Principle:OpenGVLab InternVL Multimodal Data Collation
| Knowledge Sources | |
|---|---|
| Domains | Training, Data_Engineering, Vision_Language |
| Last Updated | 2026-02-07 00:00 GMT |
Overview
A batching strategy for multimodal training that pads variable-length text sequences and concatenates variable-count image tiles into unified batch tensors.
Description
Multimodal data collation solves the challenge of batching samples with different numbers of image tiles and different text sequence lengths. In vision-language training, each sample may have a different number of image tiles (due to dynamic resolution) and different conversation lengths.
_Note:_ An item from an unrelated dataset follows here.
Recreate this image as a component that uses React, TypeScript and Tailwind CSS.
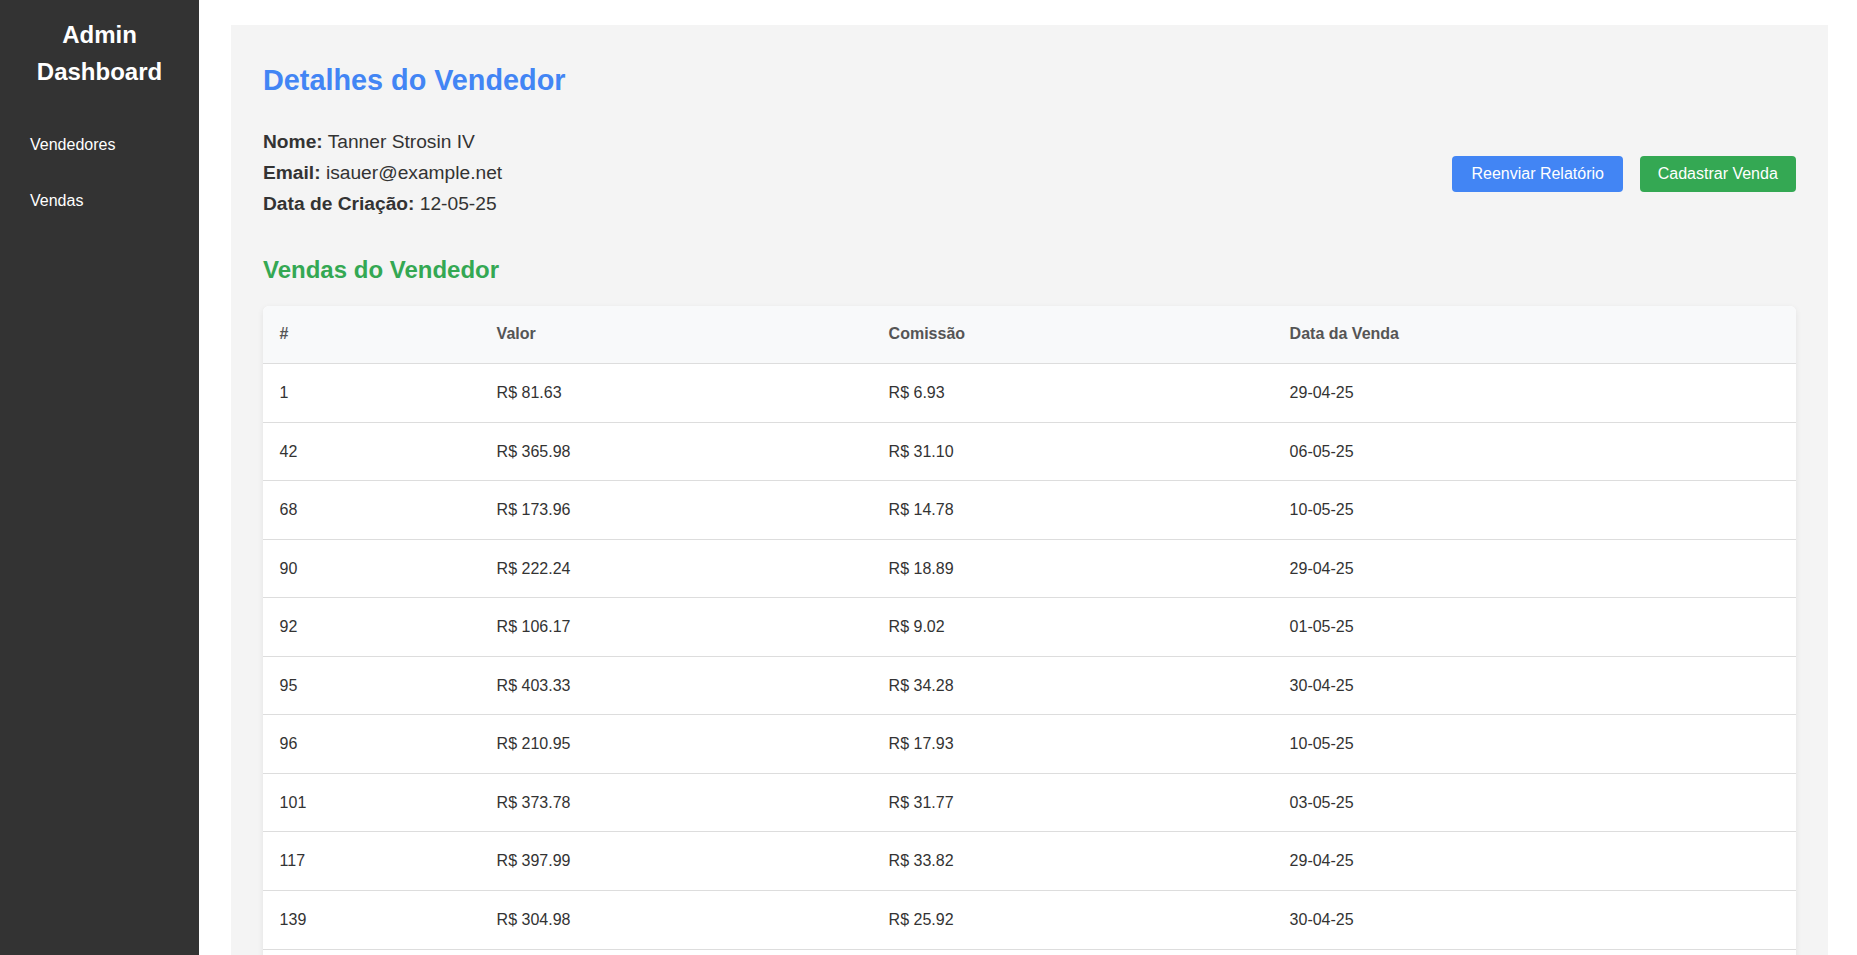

The collator must:
- Pad text sequences to the maximum length in the batch (using pad_id=0 for input_ids, -100 for labels)
- Concatenate image tiles across all samples in the batch (since each sample may have 1-12+ tiles)
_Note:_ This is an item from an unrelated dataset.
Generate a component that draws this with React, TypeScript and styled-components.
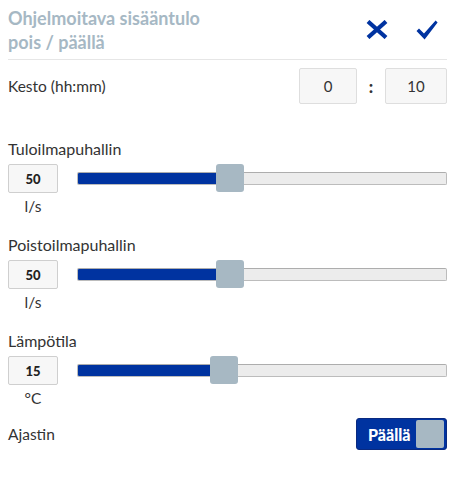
import React from "react";
import styled, { createGlobalStyle } from "styled-components";

const GlobalStyle = createGlobalStyle`
  body {
    margin: 0;
    background: #fff;
    font-family: Lato, "Liberation Sans", sans-serif;
    color: #333;
  }
`;

const Panel = styled.div`
  width: 439px;
  margin-left: 8px;
  display: flex;
  flex-direction: column;
`;

const Header = styled.div`
  display: flex;
  justify-content: space-between;
  align-items: flex-start;
  height: 60px;
  padding-top: 6px;
  box-sizing: border-box;
  border-bottom: 1px solid #e6e6e6;
`;

const Title = styled.h1`
  margin: 0;
  font-size: 18px;
  font-weight: 700;
  line-height: 24px;
  color: #a6b8c4;
`;

const Actions = styled.div`
  display: flex;
  gap: 28px;
  padding-top: 14px;
  padding-right: 9px;
`;

const IconButton = styled.button`
  border: 0;
  background: none;
  padding: 0;
  cursor: pointer;
  display: flex;
`;

const DurationRow = styled.div`
  display: flex;
  align-items: center;
  justify-content: space-between;
  margin-top: 8px;
`;

const Label = styled.div`
  font-size: 15.5px;
  line-height: 20px;
`;

const TimeInputs = styled.div`
  display: flex;
  align-items: center;
`;

const TimeBox = styled.div<{ $wide?: boolean }>`
  width: ${(p) => (p.$wide ? "62px" : "58px")};
  height: 36px;
  box-sizing: border-box;
  border: 1px solid #dedede;
  border-radius: 2px;
  background: #f7f7f7;
  display: flex;
  align-items: center;
  justify-content: center;
  font-size: 15px;
`;

const Colon = styled.span`
  width: 28px;
  text-align: center;
  font-weight: 900;
  font-size: 17px;
`;

const Section = styled.div<{ $first?: boolean }>`
  display: flex;
  flex-direction: column;
  margin-top: ${(p) => (p.$first ? "35px" : "19px")};
`;

const SectionLabel = styled(Label)`
  font-size: 16px;
`;

const ControlRow = styled.div`
  display: flex;
  align-items: center;
  gap: 19px;
  margin-top: 5px;
`;

const ValueBox = styled.div`
  width: 50px;
  height: 29px;
  box-sizing: border-box;
  border: 1px solid #cfcfcf;
  border-radius: 2px;
  background: #f7f7f7;
  display: flex;
  align-items: center;
  justify-content: center;
  font-size: 13px;
  font-weight: 900;
  color: #222;
  flex-shrink: 0;
`;

const Unit = styled.div`
  width: 50px;
  text-align: center;
  font-size: 15.5px;
  line-height: 20px;
  margin-top: 3px;
`;

const Slider = styled.div`
  position: relative;
  flex: 1;
  height: 28px;
  display: flex;
  align-items: center;
`;

const Track = styled.div`
  width: 100%;
  height: 13px;
  box-sizing: border-box;
  border: 1px solid #bcbcbc;
  border-top-color: #adadad;
  border-radius: 2px;
  background: #ececec;
  position: relative;
  overflow: hidden;
`;

const Fill = styled.div`
  position: absolute;
  left: -1px;
  top: -1px;
  bottom: -1px;
  background: #0033a0;
  border-radius: 3px 0 0 3px;
`;

const Thumb = styled.div`
  position: absolute;
  top: -1px;
  width: 28px;
  height: 28px;
  border-radius: 3px;
  background: #a7b8c3;
`;

const TimerRow = styled.div`
  display: flex;
  align-items: center;
  justify-content: space-between;
  margin-top: 10px;
`;

const Toggle = styled.button`
  width: 91px;
  height: 32px;
  box-sizing: border-box;
  border: 1px solid #0a2a80;
  border-radius: 3px;
  background: #0033a0;
  display: flex;
  align-items: center;
  justify-content: space-between;
  padding: 0 2px 0 11px;
  cursor: pointer;
  font-family: inherit;
  font-size: 16px;
  font-weight: 900;
  color: #fff;
`;

const Knob = styled.span`
  width: 28px;
  height: 28px;
  border-radius: 2px;
  background: #a7b8c3;
`;

const SLIDER_WIDTH = 370;
const THUMB = 28;

const controls = [
  { label: "Tuloilmapuhallin", value: "50", unit: "l/s", pos: 0.406 },
  { label: "Poistoilmapuhallin", value: "50", unit: "l/s", pos: 0.406 },
  { label: "Lämpötila", value: "15", unit: "°C", pos: 0.389 },
];

function CloseIcon() {
  return (
    <svg width="22" height="19" viewBox="0 0 22 19">
      <path d="M2 1.5 L20 17.5 M20 1.5 L2 17.5" stroke="#0033a0" strokeWidth="4.2" />
    </svg>
  );
}

function CheckIcon() {
  return (
    <svg width="22" height="20" viewBox="0 0 22 20">
      <path d="M0.5 11 L3 8.6 L8 13.6 L19.6 0.6 L21.6 2.4 L8.6 19.4 Z" fill="#0033a0" />
    </svg>
  );
}

function RangeControl({ pos }: { pos: number }) {
  const left = Math.round(pos * (SLIDER_WIDTH - THUMB));
  return (
    <Slider>
      <Track>
        <Fill style={{ width: left + THUMB / 2 }} />
      </Track>
      <Thumb style={{ left }} />
    </Slider>
  );
}

export default function App() {
  return (
    <>
      <GlobalStyle />
      <Panel>
        <Header>
          <Title>
            Ohjelmoitava sisääntulo
            <br />
            pois / päällä
          </Title>
          <Actions>
            <IconButton aria-label="Peruuta">
              <CloseIcon />
            </IconButton>
            <IconButton aria-label="Tallenna">
              <CheckIcon />
            </IconButton>
          </Actions>
        </Header>

        <DurationRow>
          <Label>Kesto (hh:mm)</Label>
          <TimeInputs>
            <TimeBox>0</TimeBox>
            <Colon>:</Colon>
            <TimeBox $wide>10</TimeBox>
          </TimeInputs>
        </DurationRow>

        {controls.map((c, i) => (
          <Section key={c.label} $first={i === 0}>
            <SectionLabel>{c.label}</SectionLabel>
            <ControlRow>
              <ValueBox>{c.value}</ValueBox>
              <RangeControl pos={c.pos} />
            </ControlRow>
            <Unit>{c.unit}</Unit>
          </Section>
        ))}

        <TimerRow>
          <Label>Ajastin</Label>
          <Toggle>
            Päällä
            <Knob />
          </Toggle>
        </TimerRow>
      </Panel>
    </>
  );
}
- Track image ownership via image_flags so the model knows which tiles belong to which sample
- Handle attention masks to prevent attending to padding tokens
Usage
Use this principle whenever batching multimodal training samples for InternVL. The standard collator is used for supervised fine-tuning; a separate DPO-specific collator handles preference optimization pairs.
Theoretical Basis
# Pseudo-code: Multimodal batch collation
def collate(samples):
max_len = max(len(s['input_ids']) for s in samples)
# Pad text to max length
input_ids = pad([s['input_ids'] for s in samples], max_len, pad_value=0)
labels = pad([s['labels'] for s in samples], max_len, pad_value=-100)
attention_mask = pad([s['attention_mask'] for s in samples], max_len, pad_value=0)
# Concatenate variable-count image tiles
pixel_values = torch.cat([s['pixel_values'] for s in samples], dim=0)
image_flags = torch.cat([s['image_flags'] for s in samples], dim=0)
return {input_ids, labels, attention_mask, pixel_values, image_flags}